> _Goal of the exercise_
Copy every entry exactly as given, minus the images.

> _Input_
——————

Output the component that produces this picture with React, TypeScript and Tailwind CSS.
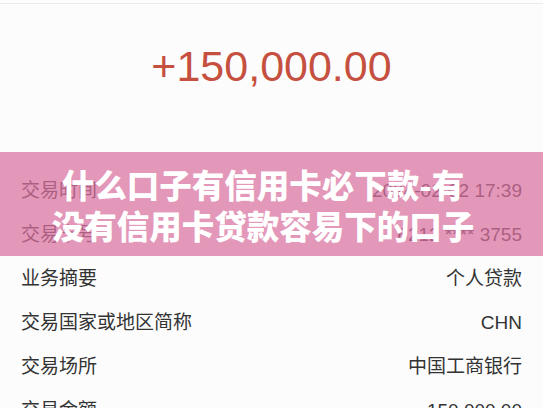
import React from "react";

const rows: [string, string][] = [
  ["交易时间", "2024-02-02 17:39"],
  ["交易卡号", "6212 **** 3755"],
  ["业务摘要", "个人贷款"],
  ["交易国家或地区简称", "CHN"],
  ["交易场所", "中国工商银行"],
  ["交易金额", "150,000.00"],
];

export default function App() {
  return (
    <div
      className="relative w-[543px] h-[408px] overflow-hidden bg-[#fcfcfc]"
      style={{ fontFamily: '"Liberation Sans", "Noto Sans CJK SC", sans-serif' }}
    >
      <div className="h-[4px] bg-[#fdfdfd] border-b border-[#ececec]" />
      <div className="h-[165px] flex items-start justify-center pt-[36px]">
        <div className="text-[43px] leading-[52px] text-[#c6503f]">+150,000.00</div>
      </div>
      <div className="flex flex-col">
        {rows.map(([k, v]) => (
          <div key={k} className="h-[44px] flex items-center justify-between px-[21px] text-[19px] text-[#333333]">
            <span>{k}</span>
            <span>{v}</span>
          </div>
        ))}
      </div>
      <div className="absolute left-0 right-0 top-[152px] h-[104px] bg-[rgba(218,112,160,0.72)] flex flex-col items-center justify-center pr-[17px]">
        <div
          className="text-white text-[32.5px] leading-[41px] font-black text-center"
          style={{ fontFamily: '"Noto Sans CJK SC", sans-serif' }}
        >
          <div>什么口子有信用卡必下款-有</div>
          <div>没有信用卡贷款容易下的口子</div>
        </div>
      </div>
    </div>
  );
}
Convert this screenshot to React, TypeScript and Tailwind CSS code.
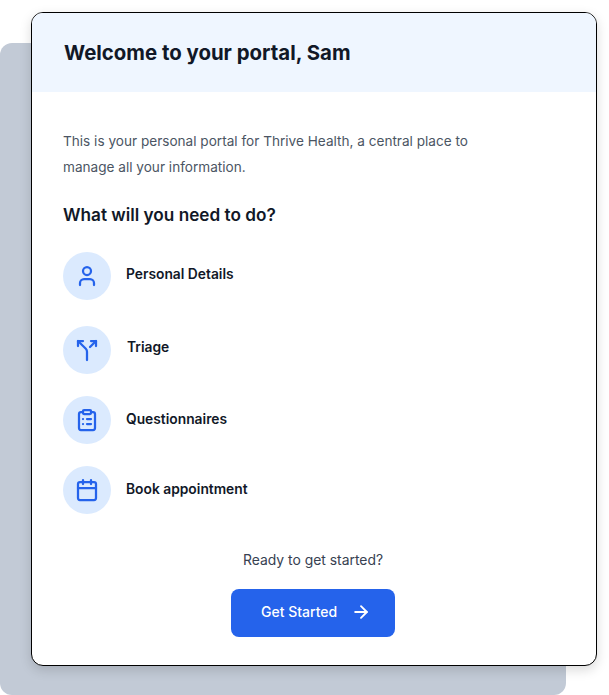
import React from 'react';
import { ArrowRight, Calendar, ClipboardList, Split, User } from 'lucide-react';

const steps = [
  { label: 'Personal Details', icon: User, row: 'mb-[26px]', text: 'ml-[15px] -mt-1' },
  { label: 'Triage', icon: Split, row: 'mb-[22px]', text: 'ml-4 -mt-1.5' },
  { label: 'Questionnaires', icon: ClipboardList, row: 'mb-[22px]', text: 'ml-[15px] -mt-0.5' },
  { label: 'Book appointment', icon: Calendar, row: '', text: 'ml-[15px] -mt-0.5' },
];

export default function App() {
  return (
    <div className="relative h-[695px] w-[609px] overflow-hidden bg-white font-['Inter',sans-serif]">
      {/* offset panel behind the card */}
      <div className="absolute left-0 top-[43px] h-[652px] w-[566px] rounded-xl bg-[#c2cad6]" />

      <div className="relative ml-[31px] mt-3 flex h-[654px] w-[566px] flex-col overflow-hidden rounded-xl border border-black bg-white shadow-[0_4px_12px_rgba(0,0,0,0.15)]">
        <div className="flex h-[79px] items-center bg-[#eff6ff] px-8 pt-0.5">
          <h1 className="text-[20.4px] font-bold text-[#111827]">Welcome to your portal, Sam</h1>
        </div>

        <div className="flex flex-1 flex-col pl-[31px] pr-[33px] pt-9">
          <p className="w-[420px] text-[13.6px] leading-[26px] text-[#4b5563]">
            This is your personal portal for Thrive Health, a central place to manage all your information.
          </p>
          <h2 className="mt-[21px] text-[17.2px] font-semibold leading-7 text-[#111827]">What will you need to do?</h2>

          <div className="mt-[23px]">
            {steps.map(({ label, icon: Icon, row, text }) => (
              <div key={label} className={`flex items-center ${row}`}>
                <div className="flex h-12 w-12 items-center justify-center rounded-full bg-[#dbeafe]">
                  <Icon size={24} strokeWidth={2.25} className="text-[#2563eb]" />
                </div>
                <span className={`text-[13.8px] font-semibold text-[#111827] ${text}`}>{label}</span>
              </div>
            ))}
          </div>

          <p className="mt-[36px] text-center text-[13.9px] leading-5 text-[#374151]">Ready to get started?</p>
          <button className="mx-auto mt-[19px] flex h-12 w-[164px] items-center gap-3.5 rounded-lg bg-[#2563eb] pb-0.5 pl-[30px] text-sm font-medium text-white">
            Get Started
            <ArrowRight size={20} strokeWidth={2.25} />
          </button>
        </div>
      </div>
    </div>
  );
}
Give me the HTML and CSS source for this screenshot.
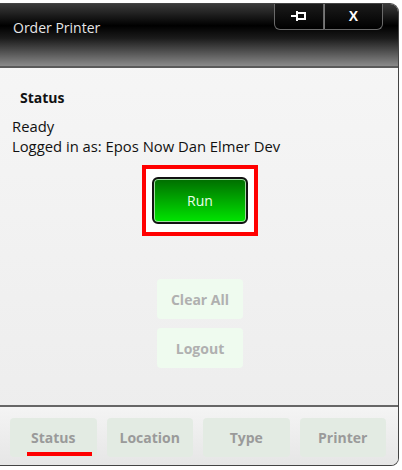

——————

> _Solution_
Output the component that produces this picture with React, TypeScript and Tailwind CSS.
import React from "react";

const rows: [string, string][] = [
  ["交易时间", "2024-02-02 17:39"],
  ["交易卡号", "6212 **** 3755"],
  ["业务摘要", "个人贷款"],
  ["交易国家或地区简称", "CHN"],
  ["交易场所", "中国工商银行"],
  ["交易金额", "150,000.00"],
];

export default function App() {
  return (
    <div
      className="relative w-[543px] h-[408px] overflow-hidden bg-[#fcfcfc]"
      style={{ fontFamily: '"Liberation Sans", "Noto Sans CJK SC", sans-serif' }}
    >
      <div className="h-[4px] bg-[#fdfdfd] border-b border-[#ececec]" />
      <div className="h-[165px] flex items-start justify-center pt-[36px]">
        <div className="text-[43px] leading-[52px] text-[#c6503f]">+150,000.00</div>
      </div>
      <div className="flex flex-col">
        {rows.map(([k, v]) => (
          <div key={k} className="h-[44px] flex items-center justify-between px-[21px] text-[19px] text-[#333333]">
            <span>{k}</span>
            <span>{v}</span>
          </div>
        ))}
      </div>
      <div className="absolute left-0 right-0 top-[152px] h-[104px] bg-[rgba(218,112,160,0.72)] flex flex-col items-center justify-center pr-[17px]">
        <div
          className="text-white text-[32.5px] leading-[41px] font-black text-center"
          style={{ fontFamily: '"Noto Sans CJK SC", sans-serif' }}
        >
          <div>什么口子有信用卡必下款-有</div>
          <div>没有信用卡贷款容易下的口子</div>
        </div>
      </div>
    </div>
  );
}
Convert this screenshot to React, TypeScript and Tailwind CSS code.
import React from 'react';
import { ArrowRight, Calendar, ClipboardList, Split, User } from 'lucide-react';

const steps = [
  { label: 'Personal Details', icon: User, row: 'mb-[26px]', text: 'ml-[15px] -mt-1' },
  { label: 'Triage', icon: Split, row: 'mb-[22px]', text: 'ml-4 -mt-1.5' },
  { label: 'Questionnaires', icon: ClipboardList, row: 'mb-[22px]', text: 'ml-[15px] -mt-0.5' },
  { label: 'Book appointment', icon: Calendar, row: '', text: 'ml-[15px] -mt-0.5' },
];

export default function App() {
  return (
    <div className="relative h-[695px] w-[609px] overflow-hidden bg-white font-['Inter',sans-serif]">
      {/* offset panel behind the card */}
      <div className="absolute left-0 top-[43px] h-[652px] w-[566px] rounded-xl bg-[#c2cad6]" />

      <div className="relative ml-[31px] mt-3 flex h-[654px] w-[566px] flex-col overflow-hidden rounded-xl border border-black bg-white shadow-[0_4px_12px_rgba(0,0,0,0.15)]">
        <div className="flex h-[79px] items-center bg-[#eff6ff] px-8 pt-0.5">
          <h1 className="text-[20.4px] font-bold text-[#111827]">Welcome to your portal, Sam</h1>
        </div>

        <div className="flex flex-1 flex-col pl-[31px] pr-[33px] pt-9">
          <p className="w-[420px] text-[13.6px] leading-[26px] text-[#4b5563]">
            This is your personal portal for Thrive Health, a central place to manage all your information.
          </p>
          <h2 className="mt-[21px] text-[17.2px] font-semibold leading-7 text-[#111827]">What will you need to do?</h2>

          <div className="mt-[23px]">
            {steps.map(({ label, icon: Icon, row, text }) => (
              <div key={label} className={`flex items-center ${row}`}>
                <div className="flex h-12 w-12 items-center justify-center rounded-full bg-[#dbeafe]">
                  <Icon size={24} strokeWidth={2.25} className="text-[#2563eb]" />
                </div>
                <span className={`text-[13.8px] font-semibold text-[#111827] ${text}`}>{label}</span>
              </div>
            ))}
          </div>

          <p className="mt-[36px] text-center text-[13.9px] leading-5 text-[#374151]">Ready to get started?</p>
          <button className="mx-auto mt-[19px] flex h-12 w-[164px] items-center gap-3.5 rounded-lg bg-[#2563eb] pb-0.5 pl-[30px] text-sm font-medium text-white">
            Get Started
            <ArrowRight size={20} strokeWidth={2.25} />
          </button>
        </div>
      </div>
    </div>
  );
}
Give me the HTML and CSS source for this screenshot.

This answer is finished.